Large sea lamprey population
in stretch of Lamoille River

October 29, 2005
By Tom Mitchell Herald Staff

MILTON - Biologists have found a hefty new population of sea lampreys in the Lamoille River, which may be added to the list of Lake Champlain tributaries to receive chemical treatment.

Up to 40,000 lamprey larvae were detected during an electro-shock survey conducted along an 8-mile stretch of the river, officials with the U.S. Fish and Wildlife Service said this week.

"We are still trying to determine a strategy in how to deal with it," Brian Chipman, a biologist with Vermont Fish and Wildlife, said recently.

The Lamoille River's lamprey larvae population is a bit more than the 30,000-plus larvae previously found in a shallow upper stretch of the Winooski River, which was treated with the lampricide TFM last year, Chipman said.

Sea lampreys are eel-like parasites that attach to trout and land-locked Atlantic salmon, wounding and eventually killing them.

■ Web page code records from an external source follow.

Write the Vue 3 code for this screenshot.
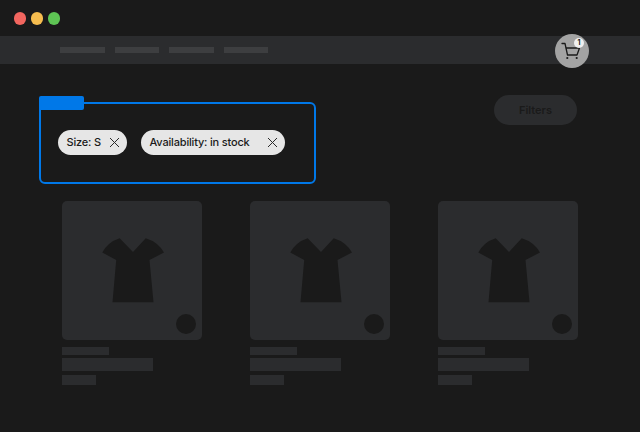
<script setup>
const navItems = [45, 44, 45, 44]
const filters = [
  { label: 'Size: S', width: 69 },
  { label: 'Availability: in stock', width: 144 },
]
const products = [1, 2, 3]
</script>

<template>
  <div class="page">
    <div class="titlebar">
      <span class="light red"></span>
      <span class="light yellow"></span>
      <span class="light green"></span>
    </div>

    <nav class="nav">
      <span v-for="(w, i) in navItems" :key="i" class="nav-item" :style="{ width: w + 'px' }"></span>
      <div class="cart">
        <svg width="22" height="22" viewBox="0 0 22 22" fill="none" stroke="#1a1a1a" stroke-width="1.3" stroke-linecap="round" stroke-linejoin="round">
          <path d="M1 3.5h3l2.5 11.5H16L18.5 8H4.8" />
          <circle cx="6.3" cy="18" r="1.1" fill="#1a1a1a" stroke="none" />
          <circle cx="15.7" cy="18" r="1.1" fill="#1a1a1a" stroke="none" />
        </svg>
        <span class="badge">1</span>
      </div>
    </nav>

    <main class="main">
      <div class="toolbar">
        <section class="highlight">
          <span class="tab"></span>
          <div v-for="f in filters" :key="f.label" class="chip" :style="{ width: f.width + 'px' }">
            <span class="chip-label">{{ f.label }}</span>
            <svg width="11" height="11" viewBox="0 0 11 11" stroke="#2a2a2a" stroke-width="1">
              <path d="M1 1l9 9M10 1l-9 9" />
            </svg>
          </div>
        </section>
        <button class="filters">Filters</button>
      </div>

      <div class="grid">
        <article v-for="p in products" :key="p" class="product">
          <div class="thumb">
            <svg width="62" height="65" viewBox="0 0 62 65">
              <path fill="#1a1a1a" d="M.3 14.5Q6 4 17.7.3L31 14 43.7.3Q56 4 62 14.5L47.5 22 51.5 64.3H10.5L14.2 22Z" />
            </svg>
            <span class="dot"></span>
          </div>
          <div class="line short"></div>
          <div class="line title"></div>
          <div class="line price"></div>
        </article>
      </div>
    </main>
  </div>
</template>

<style scoped>
.page {
  width: 640px;
  height: 432px;
  overflow: hidden;
  background: #1a1a1a;
  font-family: Inter, "Liberation Sans", sans-serif;
}

.titlebar {
  box-sizing: border-box;
  height: 36px;
  display: flex;
  align-items: center;
  gap: 4.4px;
  padding: 1px 0 0 13.7px;
}

.light {
  width: 12.6px;
  height: 12.6px;
  border-radius: 50%;
}
.red { background: #f2665f; }
.yellow { background: #f6bd4f; }
.green { background: #5ec454; }

.nav {
  height: 28px;
  display: flex;
  align-items: center;
  gap: 10px;
  padding: 0 51px 0 60px;
  background: #2b2c2e;
}

.nav-item {
  height: 6px;
  background: #3d3e40;
}

.cart {
  position: relative;
  width: 34px;
  height: 34px;
  flex: none;
  margin: 2px 0 0 auto;
  display: flex;
  align-items: center;
  justify-content: center;
  border-radius: 50%;
  background: #a3a3a3;
}

.badge {
  position: absolute;
  top: 4px;
  right: 5px;
  width: 10px;
  height: 10px;
  border-radius: 50%;
  background: #f0f0f0;
  color: #1a1a1a;
  font-size: 7px;
  font-weight: 700;
  line-height: 10px;
  text-align: center;
}

.main {
  padding-top: 31px;
}

.toolbar {
  display: flex;
  align-items: flex-start;
  padding: 0 63px 0 39px;
}

.highlight {
  position: relative;
  box-sizing: border-box;
  width: 277px;
  height: 82px;
  margin-top: 7px;
  padding: 26px 0 0 17px;
  display: flex;
  align-items: flex-start;
  gap: 14px;
  border: 2px solid #0078e8;
  border-radius: 6px;
}

.tab {
  position: absolute;
  top: -8px;
  left: -2px;
  width: 45px;
  height: 14px;
  border-radius: 2px;
  background: #0078e8;
}

.chip {
  box-sizing: border-box;
  height: 25px;
  display: flex;
  align-items: center;
  justify-content: space-between;
  padding: 0 7px 0 8.5px;
  border-radius: 13px;
  background: #e6e6e6;
  color: #1a1a1a;
  font-size: 11px;
  font-weight: 500;
  letter-spacing: -0.18px;
  white-space: nowrap;
}

.chip-label {
  margin-top: -2px;
}

.filters {
  width: 83px;
  height: 30px;
  margin-left: auto;
  padding: 0;
  border: 0;
  border-radius: 15px;
  background: #2b2c2e;
  color: #1a1a1a;
  font-family: inherit;
  font-size: 11px;
  font-weight: 600;
}

.grid {
  display: grid;
  grid-template-columns: repeat(3, 140px);
  gap: 48px;
  margin-top: 17px;
  padding-left: 62px;
}

.thumb {
  position: relative;
  height: 139px;
  display: flex;
  align-items: center;
  justify-content: center;
  border-radius: 5px;
  background: #2b2c2e;
}

.thumb svg {
  margin-left: 2px;
}

.dot {
  position: absolute;
  right: 6px;
  bottom: 6px;
  width: 20px;
  height: 20px;
  border-radius: 50%;
  background: #1a1a1a;
}

.line {
  background: #2b2c2e;
}

.short {
  width: 47px;
  height: 8px;
  margin-top: 7px;
}

.title {
  width: 91px;
  height: 13px;
  margin-top: 3px;
}

.price {
  width: 34px;
  height: 10px;
  margin-top: 4px;
}
</style>
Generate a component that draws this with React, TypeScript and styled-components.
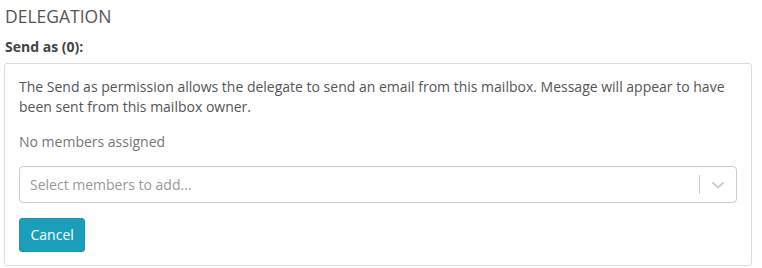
import React from "react";
import styled, { createGlobalStyle } from "styled-components";

const Global = createGlobalStyle`
  body {
    margin: 0;
    background: #fff;
    font-family: "Open Sans", "Noto Sans", sans-serif;
    color: #555;
  }
`;

const Page = styled.div`
  padding: 4px 10px 0 4px;
`;

const Heading = styled.h3`
  margin: 0 0 0 1px;
  font-size: 17.5px;
  font-weight: 400;
  line-height: 24px;
  color: #555;
  text-transform: uppercase;
`;

const Label = styled.div`
  margin: 10px 0 0 1px;
  font-size: 14px;
  font-weight: 700;
  line-height: 18px;
  color: #444;
`;

const Panel = styled.div`
  margin-top: 7px;
  border: 1px solid #ddd;
  border-radius: 3px;
  padding: 13px 14px 13px 14px;
  display: flex;
  flex-direction: column;
`;

const Description = styled.p`
  margin: 0;
  font-size: 14px;
  line-height: 20px;
  color: #555;
`;

const Empty = styled.p`
  margin: 15px 0 0;
  font-size: 14px;
  line-height: 20px;
  color: #777;
`;

const Select = styled.div`
  margin-top: 14px;
  height: 37px;
  box-sizing: border-box;
  border: 1px solid #ccc;
  border-radius: 4px;
  display: flex;
  align-items: center;
`;

const Placeholder = styled.span`
  flex: 1;
  padding-left: 10px;
  font-size: 14px;
  color: #999;
`;

const Separator = styled.span`
  width: 1px;
  align-self: stretch;
  margin: 8px 0;
  background: #ccc;
`;

const Indicator = styled.span`
  width: 36px;
  display: flex;
  align-items: center;
  justify-content: center;
  color: #ccc;
`;

const Actions = styled.div`
  margin-top: 15px;
  display: flex;
`;

const Button = styled.button`
  height: 34px;
  padding: 0 10.5px;
  border: 1px solid #1899b3;
  border-radius: 3px;
  background: #1a9fba;
  color: #fff;
  font-family: "Open Sans", "Noto Sans", sans-serif;
  font-size: 14px;
  line-height: 20px;
  cursor: pointer;
`;

export default function App() {
  return (
    <>
      <Global />
      <Page>
        <Heading>Delegation</Heading>
        <Label>Send as (0):</Label>
        <Panel>
          <Description>
            The Send as permission allows the delegate to send an email from this mailbox. Message will appear to have
            been sent from this mailbox owner.
          </Description>
          <Empty>No members assigned</Empty>
          <Select>
            <Placeholder>Select members to add...</Placeholder>
            <Separator />
            <Indicator>
              <svg width="14" height="8" viewBox="0 0 14 8" fill="none">
                <path d="M1.5 1.5 L7 6.5 L12.5 1.5" stroke="currentColor" strokeWidth="1.8" />
              </svg>
            </Indicator>
          </Select>
          <Actions>
            <Button>Cancel</Button>
          </Actions>
        </Panel>
      </Page>
    </>
  );
}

In the larvae stage, young lampreys live under sediment in streams, according to Wayne Bouffard, a biologist with U.S. Fish and Wildlife Service. The intent is to protect the fish from the predators.

The electro-shock drives lampreys out of their burrows, stunning them temporarily as they start swimming.

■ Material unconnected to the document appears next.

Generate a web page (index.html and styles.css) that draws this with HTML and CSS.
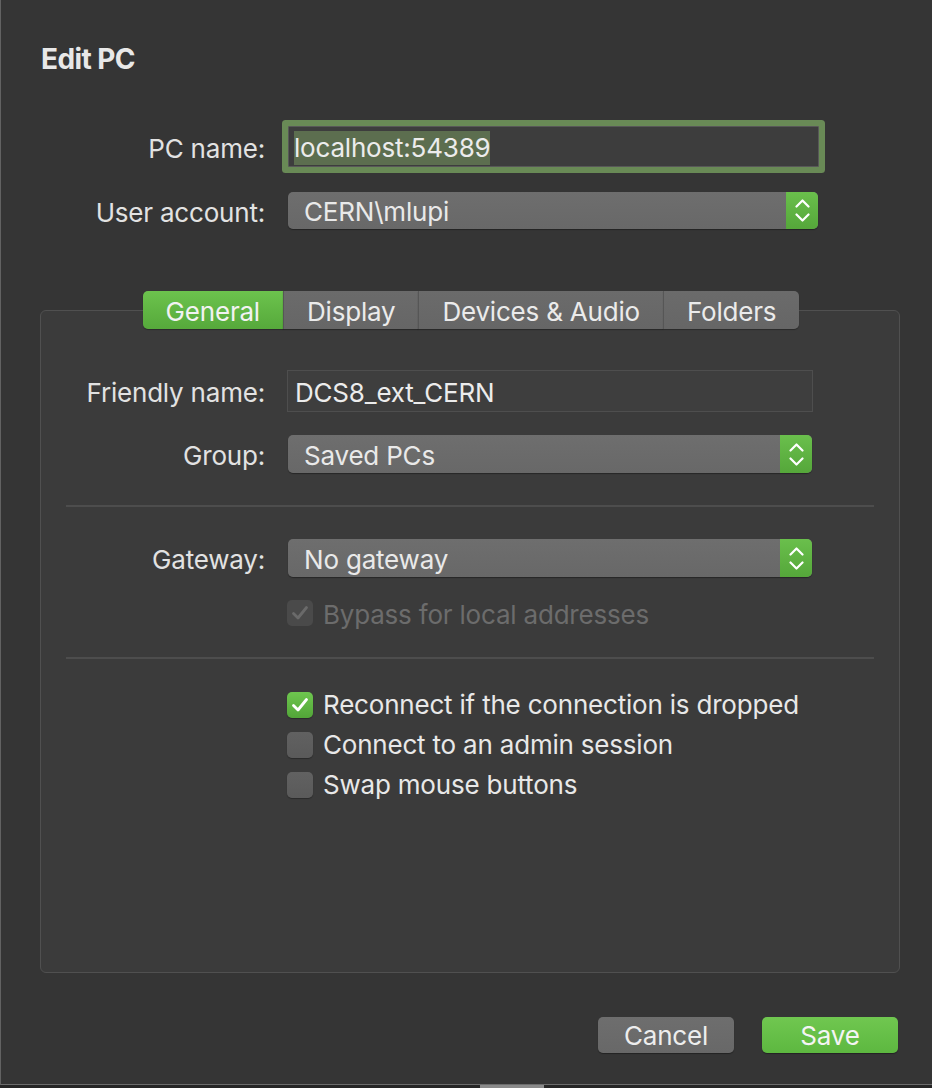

Discovery of a sizable lamprey colony between the mouth of the Lamoille River and the Peterson Dam came as a surprise, Chipman said.

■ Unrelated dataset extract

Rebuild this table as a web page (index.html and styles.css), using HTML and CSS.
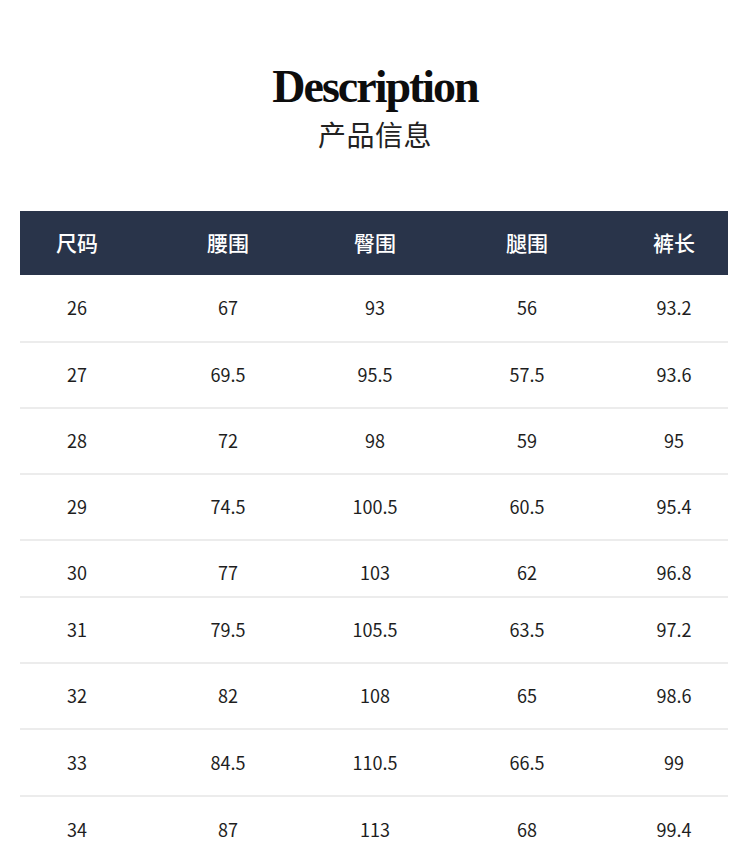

"It is indicative of lampreys expanding their range and colonizing new areas," said Bradley Young, a biologist working on the project for U.S. Fish and Wildlife.

Project planners would like to treat the Lamoille River with lampricide by next fall but it may take longer to get a permit, he said.

Bouffard said planners will need to check on other aquatic species in the river before seeking permits for chemical treatment. They will also need to study water usage in Malletts Bay to determine what sort of advisory should be place, he said.

Young added that the cost of treating the Lamoille - about $300,000 - is not yet budgeted.

The state will also apply for a permit to treat Lewis Creek in North Ferrisburgh next fall, Chipman said. Permits have already been obtained in New York state for treatments of a number of streams there.

It's part of a program on a four-year treatment cycle. No streams are being treated this fall, in a year when few young lamprey were expected in Lake Champlain's tributaries.

The Lamoille River, meanwhile, was the only tributary where new lamprey populations were found in 2005, biologists said.

In routine surveys, they did not find new populations in Lewis Creek or six streams in New York state.

In the spring, Bouffard trapped adult lamprey spawning in a number of smaller rivers. Fishery officials have avoided treating those streams because of the potential for negative impact on native lamprey that also live there.

Improved technology that funnels lampreys into a holding cage has resulted in increased numbers of lampreys being taken from streams, Chipman said.

"We don't let as many sea lampreys get by as we have in the past," he said.

The plan is to continue to use nonchemical methods when possible, he said.

Overall trapping counts show that the number of salmon and trout in Lake Champlain wounded by sea lampreys is down because of a steady decline of adult lampreys in the lake, Chipman said.